Around the beginning of May—sometimes earlier if we’re having a particularly warm spring—we start to see some cannonball jellyfish wash ashore on our daily beach walks. One of the questions I’m asked frequently online is whether there are jellyfish in Myrtle Beach, and of course, the answer is yes. But that shouldn’t cause too much concern or stop anyone from swimming. The jellyfish most commonly seen along our shoreline are cannonball jellyfish and this particular kind are not generally known for stinging humans. In fact, I’ve lived and swam in our ocean nearly my entire life and have yet to be stung!

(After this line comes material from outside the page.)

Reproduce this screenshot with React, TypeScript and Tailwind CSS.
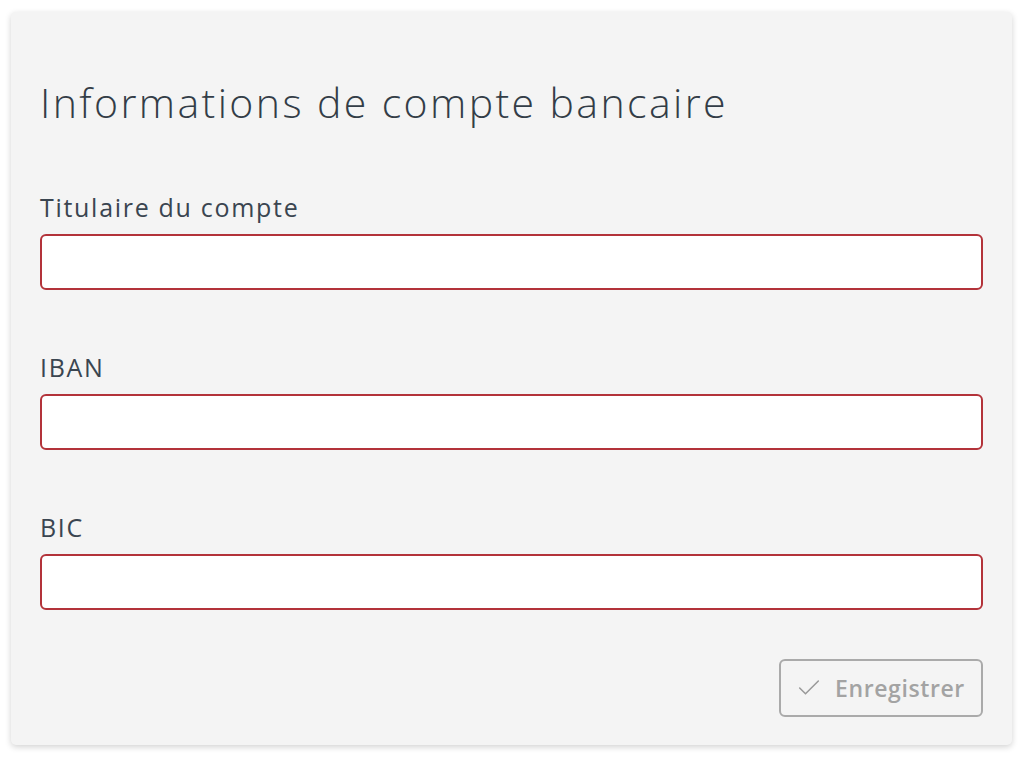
import { Check } from 'lucide-react';

const FONT = '"Open Sans", "Noto Sans", sans-serif';

function Field({ label }: { label: string }) {
  return (
    <div className="flex flex-col">
      <label className="text-[25px] leading-[32px] text-[#3a4550] tracking-[1.7px]" style={{ fontFamily: FONT }}>
        {label}
      </label>
      <input
        type="text"
        className="mt-[11px] h-[56px] w-full rounded-[6px] border-[2px] border-[#b3333a] bg-white px-3 outline-none"
      />
    </div>
  );
}

export default function App() {
  return (
    <div className="min-h-[757px] w-[1024px] bg-white pt-[12px] pl-[11px]" style={{ fontFamily: FONT }}>
      <div className="flex h-[733px] w-[1001px] flex-col rounded-[5px] bg-[#f4f4f4] px-[29px] pt-[68px] shadow-[0_2px_6px_rgba(0,0,0,0.18)]">
        <h1 className="text-[41px] leading-[44px] font-light text-[#333d47] tracking-[2.4px]">
          Informations de compte bancaire
        </h1>
        <div className="mt-[67px] flex flex-col gap-[61px]">
          <Field label="Titulaire du compte" />
          <Field label="IBAN" />
          <Field label="BIC" />
        </div>
        <div className="mt-[49px] flex justify-end">
          <button className="flex h-[58px] w-[204px] items-center justify-center gap-[12px] rounded-[6px] border-[2px] border-[#aaaaaa] pr-[2px] text-[23px] font-semibold text-[#a3a3a3] tracking-[0.6px]">
            <Check size={28} strokeWidth={1.3} className="text-[#999999]" />
            Enregistrer
          </button>
        </div>
      </div>
    </div>
  );
}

The cannonball jellyfish gets its name for its overall size and resemblance to a cannonball. They eat zooplankton and red drum larvae and are mostly at the mercy of the tides in terms of their movement. These guys also serve a fantastic purpose in a very important food chain as they are a primary source of food for the endangered leatherback sea turtle. The boys are infinitely fascinated by these sea creatures, and we felt inspired to make our own jellyfish the other day. The instructions are pretty straightforward and they don’t require a ton of materials. Here is what you will need:
- paper plate
- hole punch
- school glue
- googly eyes (optional)
- pipecleaners (or you could use yarn)
- watercolor paint or markers
In preparation for the boys to make them, I cut the paper plate into the shape of the top of a cannonball jellyfish and made holes along the bottom for our ‘tentacles.’ First I had them paint or color their jellyfish’s body (also called the medusa!). Then I had them glue on eyes. This is a good time to teach kiddos that jellyfish actually have more than two eyes! Some species have up to 16. And lastly, I had them thread their pipe cleaner tentacles through the holes. You could easily use yarn here, but pipe cleaners are easier for little hands to thread. We love the way these cuties turned out, and they serve as a great reminder on our fridge that we don’t need to be afraid of jellyfish!